Make decisions with 70% of the information you'd want. Waiting for 90% means you're slow. Acting at 50% means you're reckless.

💡 Example: Most PM decisions can be made at 70% confidence. The remaining 30% either doesn't materially change the decision or will clarify faster once you've acted.

The 1-Page Decision Doc Template

8 sections, ~30 minutes to write, saves weeks of re-litigation later.

1. Decision

One sentence stating what we're deciding.

2. Context

Why we're deciding now. What changed or what problem we're solving.

3. Options Considered

3–5 options including the null option. For each: pros, cons, rough cost.

4. Recommendation

Chosen option with explicit reasoning. Not just 'best option' — WHY.

5. Risks & Mitigations

Top 3 things that could go wrong and what we'll do if they do.

6. Reversibility

Is this a one-way or two-way door? If one-way, extra justification needed.

7. Decision Maker + Decided On

Name + date. Explicit accountability.

8. Review Date

When will we revisit? '90 days after launch' or 'next quarterly review.'

5 Moves to Balance Speed & Quality

1. Default to faster decisions on two-way doors

If you can revert, decide quickly. The cost of slow decisions on reversible items is higher than the cost of occasional wrong calls.

2. Write the decision doc in 30 minutes, not 3 hours

Decision docs are tools for thought and alignment, not polish pieces. Shipping-standard quality kills decision velocity.

3. Decide in the meeting, don't defer

PMs who leave every meeting with 'let's think about it' accumulate decision debt that slows the whole team.

4. Pre-commit to review windows

'We'll revisit in 90 days' makes it easier to decide now. Without a review window, decisions feel permanent — which delays them.

5. Know when to escalate vs own

Escalate when the decision is above your level, has cross-team ramifications, or is genuinely novel. Own the rest. Constant escalation signals weak PM judgment.

FAQ

How do PMs decide when they don't have enough data?

Recognise that 'enough data' is rarely achievable for PM decisions. Use the 70% rule: decide when you have 70% of the information you'd want. For the remaining 30%, quantify the downside if you're wrong. If the downside is bounded and reversible, decide and learn from the outcome. If the downside is severe and irreversible, invest in more research before deciding.

What's the biggest PM decision-making mistake?

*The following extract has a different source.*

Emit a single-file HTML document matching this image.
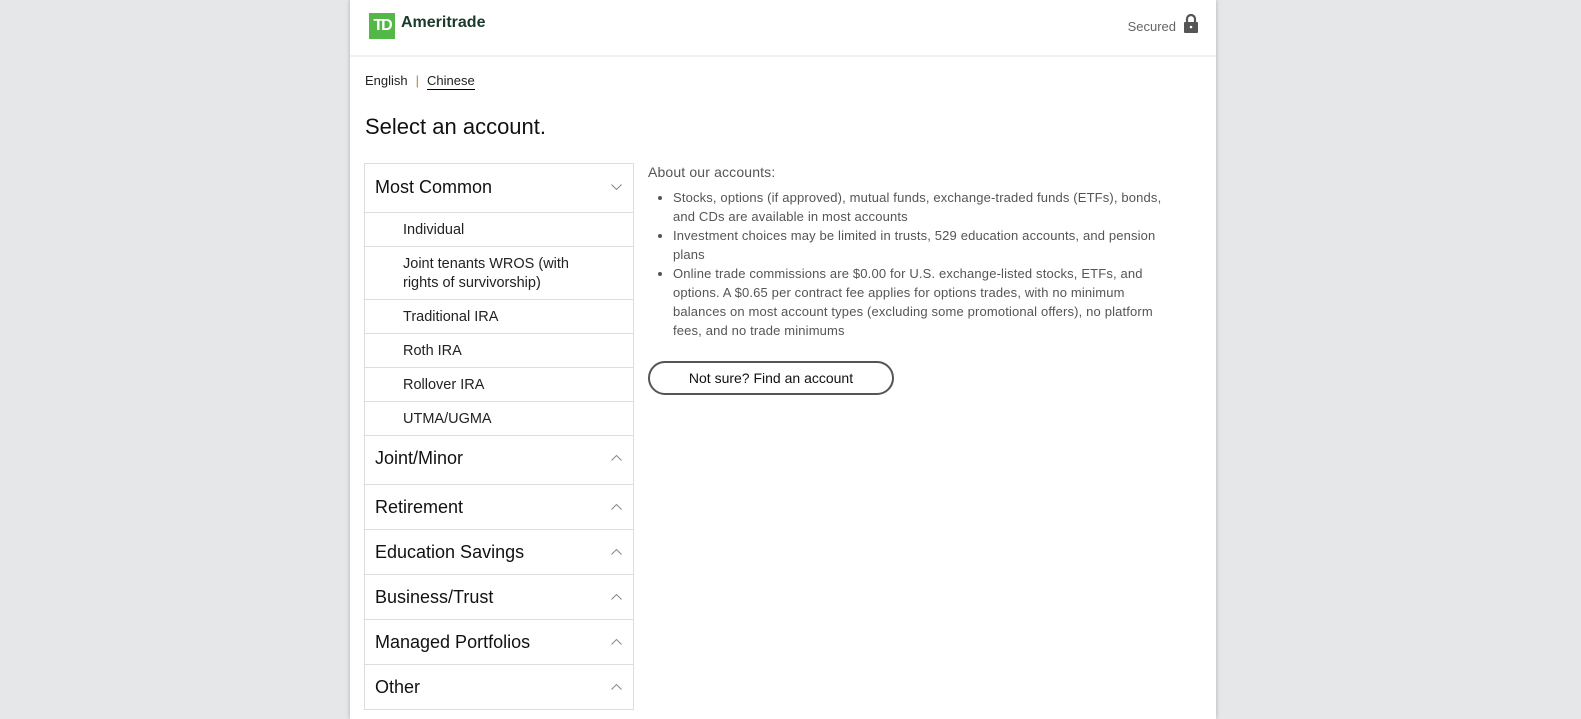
<!DOCTYPE html>
<html><head><style>
*{margin:0;padding:0;box-sizing:border-box}
body{width:1581px;height:719px;background:#e6e7e8;font-family:"Liberation Sans",sans-serif;overflow:hidden;position:relative}
.page{position:absolute;left:350px;top:0;width:866px;height:719px;background:#fff;box-shadow:0 0 4px rgba(0,0,0,.25)}
.hdr{height:57px;border-bottom:2px solid #f0f0f0;position:relative}
.logo{position:absolute;left:19px;top:13px;width:26px;height:26px;background:#54b848;color:#fff;font-weight:bold;font-size:16px;line-height:26px;text-align:center;letter-spacing:-2px}
.brand{position:absolute;left:51px;top:14px;font-weight:bold;font-size:16px;color:#1a3a2a}
.sec{position:absolute;right:40px;top:19px;font-size:13px;color:#666}
.lock{position:absolute;right:17px;top:13px}
.lang{position:absolute;left:15px;top:73px;font-size:13px;color:#222}
.lang span.sep{color:#c08040;margin:0 8px}
.lang u{text-decoration:none;border-bottom:1.5px solid #000;padding-bottom:1px}
h1{position:absolute;left:15px;top:114px;font-size:22px;font-weight:normal;color:#111}
.list{position:absolute;left:14px;top:163px;width:270px;border:1px solid #ddd}
.h{height:45px;border-top:1px solid #ddd;font-size:18px;color:#111;padding-left:10px;line-height:44px;position:relative}
.h:first-child{border-top:0;height:48px;line-height:46px}
.h svg{position:absolute;right:11px;top:19px}
.h:first-child svg{top:20px}
.it{border-top:1px solid #ddd;font-size:14.5px;color:#222;padding:8px 60px 0 38px;height:34px;line-height:19px}
.about{position:absolute;left:298px;top:164px;width:540px;color:#555;font-size:13px;letter-spacing:0.15px}
.about p{font-size:14px;margin-bottom:8px}
.about ul{padding-left:25px}
.about li{line-height:19px}
.btn{position:absolute;left:298px;top:361px;width:246px;height:34px;border:2px solid #555;border-radius:17px;text-align:center;line-height:30px;font-size:14px;color:#111}
</style></head><body>
<div class="page">
<div class="hdr"><div class="logo">TD</div><div class="brand">Ameritrade</div><div class="sec">Secured</div>
<svg class="lock" width="16" height="20" viewBox="0 0 16 20"><path d="M4 9V6a4 4 0 0 1 8 0v3" fill="none" stroke="#555" stroke-width="2.2"/><rect x="1" y="9" width="14" height="11" rx="1" fill="#555"/><circle cx="8" cy="14" r="1.3" fill="#fff"/></svg></div>
<div class="lang">English<span class="sep">|</span><u>Chinese</u></div>
<h1>Select an account.</h1>
<div class="list">
<div class="h">Most Common<svg width="11" height="6"><path d="M0.5 0.5L5.5 5.5L10.5 0.5" fill="none" stroke="#888"/></svg></div>
<div class="it">Individual</div>
<div class="it" style="height:53px">Joint tenants WROS (with rights of survivorship)</div>
<div class="it">Traditional IRA</div>
<div class="it">Roth IRA</div>
<div class="it">Rollover IRA</div>
<div class="it">UTMA/UGMA</div>
<div class="h" style="height:49px">Joint/Minor<svg width="11" height="6"><path d="M0.5 5.5L5.5 0.5L10.5 5.5" fill="none" stroke="#888"/></svg></div>
<div class="h">Retirement<svg width="11" height="6"><path d="M0.5 5.5L5.5 0.5L10.5 5.5" fill="none" stroke="#888"/></svg></div>
<div class="h">Education Savings<svg width="11" height="6"><path d="M0.5 5.5L5.5 0.5L10.5 5.5" fill="none" stroke="#888"/></svg></div>
<div class="h">Business/Trust<svg width="11" height="6"><path d="M0.5 5.5L5.5 0.5L10.5 5.5" fill="none" stroke="#888"/></svg></div>
<div class="h">Managed Portfolios<svg width="11" height="6"><path d="M0.5 5.5L5.5 0.5L10.5 5.5" fill="none" stroke="#888"/></svg></div>
<div class="h">Other<svg width="11" height="6"><path d="M0.5 5.5L5.5 0.5L10.5 5.5" fill="none" stroke="#888"/></svg></div>
</div>
<div class="about"><p>About our accounts:</p><ul>
<li>Stocks, options (if approved), mutual funds, exchange-traded funds (ETFs), bonds,<br>and CDs are available in most accounts</li>
<li>Investment choices may be limited in trusts, 529 education accounts, and pension<br>plans</li>
<li>Online trade commissions are $0.00 for U.S. exchange-listed stocks, ETFs, and<br>options. A $0.65 per contract fee applies for options trades, with no minimum<br>balances on most account types (excluding some promotional offers), no platform<br>fees, and no trade minimums</li></ul></div>
<div class="btn">Not sure? Find an account</div>
</div>
</body></html>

Deferring too many decisions. PMs who try to optimise every call slow the team, create ambiguity, and lose credibility. The best PMs make fast calls on reversible decisions and create space for thoughtful calls on irreversible ones. Most PM decisions are reversible — treat them as such.

How should PMs document decisions?

A 1-page decision doc is usually enough — decision, context, options considered, recommendation with reasoning, risks, reversibility, decision maker, review date. Store in a shared wiki (Notion/Confluence) where anyone can find the history. Six months later, when someone asks 'why did we decide X?' you'll have an answer that isn't memory-dependent.